Nurses getting the most attention
Nurses still tend to get more attention from hospital leaders than do other employees in part because there are so many and they tend to lobby hard for what they want, says Paul R. Dorf, Ph.D., APD, managing director of Compensation Resources, Inc., a healthcare consulting company in Upper Saddle River, N.J. The company works with hospitals and other companies on compensation and employee retention issues.
"Most hospitals in the past 40 years have concentrated their efforts on certain positions such as RNs, radiological technicians and pharmacists," he says. "Nurses are a major group that really gets a tremendous amount of attention. Some positions may not get the level of concern that they do because you've got 25 openings for nurses.

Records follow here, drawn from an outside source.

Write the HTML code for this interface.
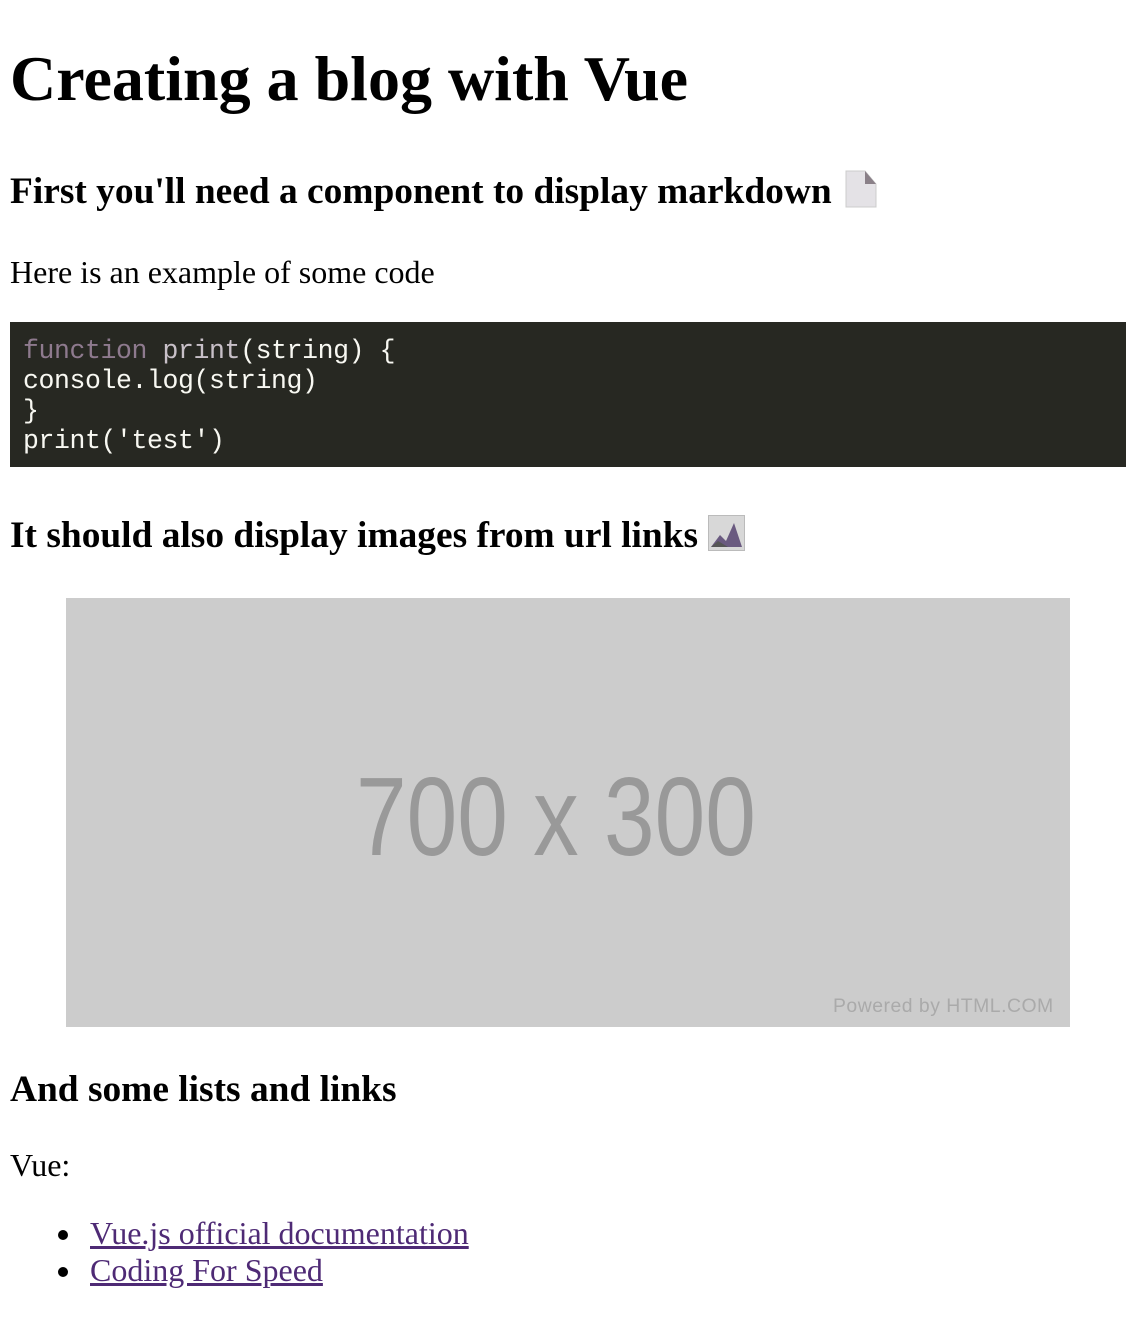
<!DOCTYPE html>
<html><head><meta charset="utf-8"><style>
html,body{margin:0;padding:0;background:#fff;width:1132px;height:1340px;overflow:hidden;position:relative;font-family:"Liberation Serif",serif;color:#000}
.a{position:absolute;white-space:nowrap;margin:0}
h1.a{font-size:64px;line-height:64px;font-weight:bold}
h3.a{font-size:37.4px;line-height:37px;font-weight:bold}
p.a{font-size:32px;line-height:32px}
pre{position:absolute;left:10px;top:322px;width:1116px;height:145px;background:#272822;margin:0;box-sizing:border-box;padding:14px 13px;font-family:"Liberation Mono",monospace;font-size:26.5px;line-height:30px;color:#f8f8f2;letter-spacing:-0.4px}
.k{color:#8e7a8e}.f{color:#c8c0c8}
.img{position:absolute;left:66px;top:598px;width:1004px;height:429px;background:#cccccc}
.big{position:absolute;left:356px;top:762px;font-family:"Liberation Sans",sans-serif;font-size:111px;line-height:111px;color:#999;transform:scaleX(.82);transform-origin:left top;white-space:nowrap}
.pw{position:absolute;left:833px;top:997px;font-family:"Liberation Sans",sans-serif;font-size:19.4px;line-height:19px;color:#aaa;letter-spacing:.5px;white-space:nowrap}
a{color:#4e2a75;text-decoration:underline}
.b{position:absolute;left:58px;width:10px;height:10px;border-radius:50%;background:#000}
</style></head><body>
<h1 class="a" style="left:10px;top:47px">Creating a blog with Vue</h1>
<h3 class="a" style="left:10px;top:173px">First you'll need a component to display markdown</h3>
<svg class="a" style="left:845px;top:170px" width="32" height="38" viewBox="0 0 32 38"><path d="M1 1H20L31 14V37H1Z" fill="#e4e2e6" stroke="#ccc"/><path d="M20 1V14H31Z" fill="#8a8088"/></svg>
<p class="a" style="left:10px;top:256px">Here is an example of some code</p>
<pre><span class="k">function</span> <span class="f">print</span>(string) {
console.log(string)
}
print('test')</pre>
<h3 class="a" style="left:10px;top:517px">It should also display images from url links</h3>
<svg class="a" style="left:708px;top:515px" width="37" height="36" viewBox="0 0 37 36"><rect x="0.5" y="0.5" width="36" height="35" fill="#d8d8d8" stroke="#bbb"/><path d="M3 32L12 20L18 26L26 8L34 32Z" fill="#6a5a80"/><path d="M3 32L10 26L20 32Z" fill="#555"/></svg>
<div class="img"></div>
<div class="big">700 x 300</div>
<div class="pw">Powered by HTML.COM</div>
<h3 class="a" style="left:10px;top:1071px">And some lists and links</h3>
<p class="a" style="left:10px;top:1149px">Vue:</p>
<div class="b" style="top:1230px"></div>
<p class="a" style="left:90px;top:1217px"><a>Vue.js official documentation</a></p>
<div class="b" style="top:1267px"></div>
<p class="a" style="left:90px;top:1254px"><a>Coding For Speed</a></p>
</body></html>
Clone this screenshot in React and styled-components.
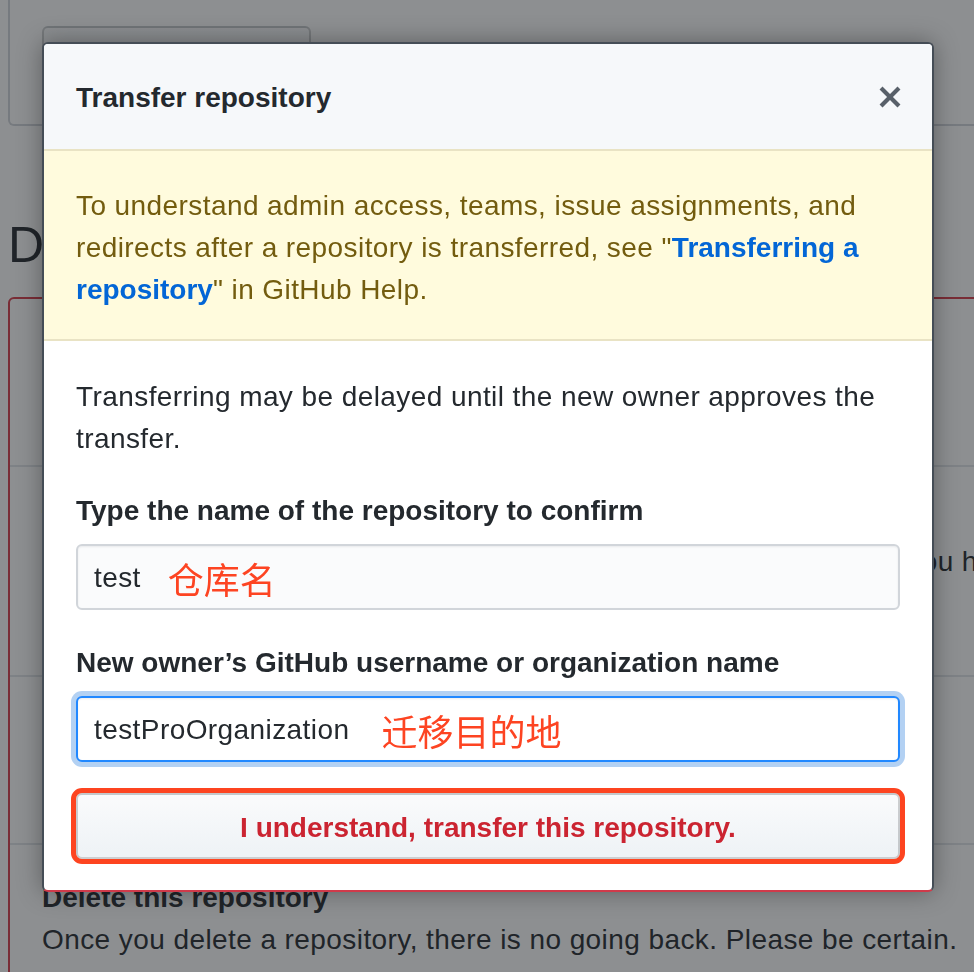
import React from 'react';
import styled, { createGlobalStyle } from 'styled-components';

const GlobalStyle = createGlobalStyle`
  html, body {
    margin: 0;
    padding: 0;
    overflow: hidden;
    background: #ffffff;
  }
  body {
    font-family: 'Liberation Sans', Arial, sans-serif;
    color: #24292e;
  }
`;

const Page = styled.div`
  width: 1400px;
  padding-left: 8px;
`;

const TopBox = styled.div`
  box-sizing: border-box;
  height: 126px;
  border: 2px solid #d1d5da;
  border-top: 0;
  border-radius: 0 0 6px 6px;
  padding: 26px 0 0 32px;
`;

const GhostButton = styled.div`
  box-sizing: border-box;
  width: 269px;
  height: 70px;
  border: 2px solid rgba(27, 31, 35, 0.2);
  border-radius: 6px;
  background: linear-gradient(-180deg, #fafbfc 0%, #eff3f6 90%);
`;

const Subhead = styled.h2`
  margin: 89px 0 22px;
  font-size: 50px;
  line-height: 60px;
  font-weight: 400;
`;

const DangerBox = styled.div`
  border: 2px solid #d73a49;
  border-radius: 6px;
`;

const DangerRow = styled.div`
  box-sizing: border-box;
  min-height: ${({ h }) => h}px;
  padding: 32px 32px;
  font-size: 28px;
  line-height: 42px;
  letter-spacing: 0.42px;
  & + & {
    border-top: 2px solid #e1e4e8;
  }
`;

const RowTitle = styled.div`
  font-weight: 700;
  letter-spacing: 0;
`;

const Backdrop = styled.div`
  position: fixed;
  inset: 0;
  background: rgba(27, 31, 35, 0.5);
`;

const Modal = styled.div`
  position: absolute;
  left: 42px;
  top: 42px;
  width: 892px;
  box-sizing: border-box;
  background: #fff;
  border: 2px solid #454d56;
  border-bottom-color: #cf3a4a;
  border-radius: 6px;
  box-shadow: 0 0 24px rgba(0, 0, 0, 0.35);
  overflow: hidden;
`;

const ModalHeader = styled.div`
  height: 105px;
  padding: 0 32px;
  display: flex;
  align-items: center;
  justify-content: space-between;
  background: #f6f8fa;
`;

const ModalTitle = styled.h3`
  margin: 0;
  padding-top: 2px;
  font-size: 28px;
  font-weight: 700;
  color: #24292e;
`;

const CloseButton = styled.button`
  border: 0;
  padding: 0;
  background: none;
  display: flex;
  margin-right: -2px;
  color: #586069;
`;

const Flash = styled.div`
  padding: 34px 32px 28px;
  background: #fffbdd;
  border-top: 2px solid #e9e3c4;
  border-bottom: 2px solid #e9e3c4;
  color: #735c0f;
  font-size: 28px;
  line-height: 42px;
  letter-spacing: 0.42px;

  & a {
    color: #0366d6;
    font-weight: 700;
    letter-spacing: 0;
    text-decoration: none;
  }
`;

const ModalBody = styled.div`
  padding: 35px 32px 31px;
  font-size: 28px;
  line-height: 42px;
`;

const Para = styled.p`
  margin: 0 0 30px;
  letter-spacing: 0.42px;
`;

const Label = styled.label`
  display: block;
  font-weight: 700;
  margin-bottom: 12px;
`;

const Field = styled.div`
  box-sizing: border-box;
  height: 66px;
  display: flex;
  align-items: center;
  padding: 1px 16px 0;
  margin-bottom: ${({ last }) => (last ? 31 : 32)}px;
  letter-spacing: 0.42px;
  border: 2px solid ${({ focused }) => (focused ? '#2188ff' : '#d1d5da')};
  border-radius: 6px;
  background: ${({ focused }) => (focused ? '#fff' : '#fafbfc')};
  box-shadow: ${({ focused }) =>
    focused
      ? 'inset 0 1px 2px rgba(27,31,35,0.075), 0 0 0 5px rgba(3,102,214,0.3)'
      : 'inset 0 1px 2px rgba(27,31,35,0.075)'};
`;

const Note = styled.span`
  margin-left: ${({ gap }) => gap}px;
  color: #fd4422;
  font-family: 'Noto Sans CJK SC', sans-serif;
  font-size: 36px;
  line-height: 42px;
  letter-spacing: 0;
`;

const DangerButton = styled.button`
  display: block;
  width: 100%;
  height: 66px;
  padding-top: 5px;
  border: 2px solid rgba(27, 31, 35, 0.2);
  border-radius: 6px;
  background: linear-gradient(-180deg, #fafbfc 0%, #eff3f6 90%);
  color: #cb2431;
  font-family: inherit;
  font-size: 28px;
  font-weight: 700;
  outline: 5px solid #fd4420;
  outline-offset: 0;
`;

const CloseIcon = () => (
  <svg width="24" height="32" viewBox="0 0 12 16" fill="currentColor">
    <path d="M7.48 8l3.75 3.75-1.48 1.48L6 9.48l-3.75 3.75-1.48-1.48L4.52 8 .77 4.25l1.48-1.48L6 6.52l3.75-3.75 1.48 1.48L7.48 8z" />
  </svg>
);

const App = () => (
  <>
    <GlobalStyle />
    <Page>
      <TopBox>
        <GhostButton />
      </TopBox>
      <Subhead>Danger Zone</Subhead>
      <DangerBox>
        <DangerRow h={166}>
          <RowTitle>Change repository visibility</RowTitle>
          <div>This repository is currently public.</div>
        </DangerRow>
        <DangerRow h={210}>
          <RowTitle>Transfer ownership</RowTitle>
          <div>Transfer this repository to another user or to an organization where you have the ability to create repositories.</div>
        </DangerRow>
        <DangerRow h={168}>
          <RowTitle>Archive this repository</RowTitle>
          <div>Mark this repository as archived and read-only.</div>
        </DangerRow>
        <DangerRow h={168}>
          <RowTitle>Delete this repository</RowTitle>
          <div>Once you delete a repository, there is no going back. Please be certain.</div>
        </DangerRow>
      </DangerBox>
    </Page>
    <Backdrop />
    <Modal>
      <ModalHeader>
        <ModalTitle>Transfer repository</ModalTitle>
        <CloseButton aria-label="Close">
          <CloseIcon />
        </CloseButton>
      </ModalHeader>
      <Flash>
        To understand admin access, teams, issue assignments, and redirects after a repository is
        transferred, see "<a href="#">Transferring a repository</a>" in GitHub Help.
      </Flash>
      <ModalBody>
        <Para>Transferring may be delayed until the new owner approves the transfer.</Para>
        <Label>Type the name of the repository to confirm</Label>
        <Field>
          test
          <Note gap={27}>仓库名</Note>
        </Field>
        <Label>New owner’s GitHub username or organization name</Label>
        <Field focused last>
          testProOrganization
          <Note gap={32}>迁移目的地</Note>
        </Field>
        <DangerButton>I understand, transfer this repository.</DangerButton>
      </ModalBody>
    </Modal>
  </>
);

export default App;
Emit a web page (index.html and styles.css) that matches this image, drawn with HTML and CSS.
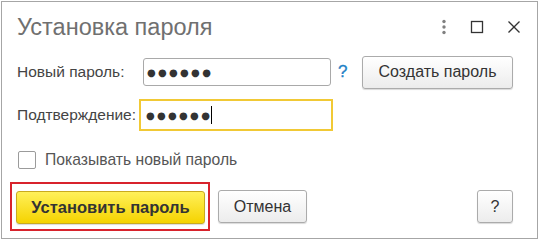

"As organizations become much more attuned to what's going on and recognize they're in a highly competitive market, some will become better," about paying attention to other workers, Dorf predicts.
One difficulty, he says, is that many health care facilities are facing "some type of budgetary constraints."
The survey results indicate that having an RN designation boosts your salary in positions such as nursing director, regulatory compliance director, director or safety, education director, JCAHO coordinator, nurse manager, performance improvement director, quality director or manager, and risk manager/compliance officer.
This designation does not necessarily lead to higher salaries for RNs who work as directors of infection control, however, where the average salary in 2005 was $63,250 for RNs and $75,000 for IC directors without this designation.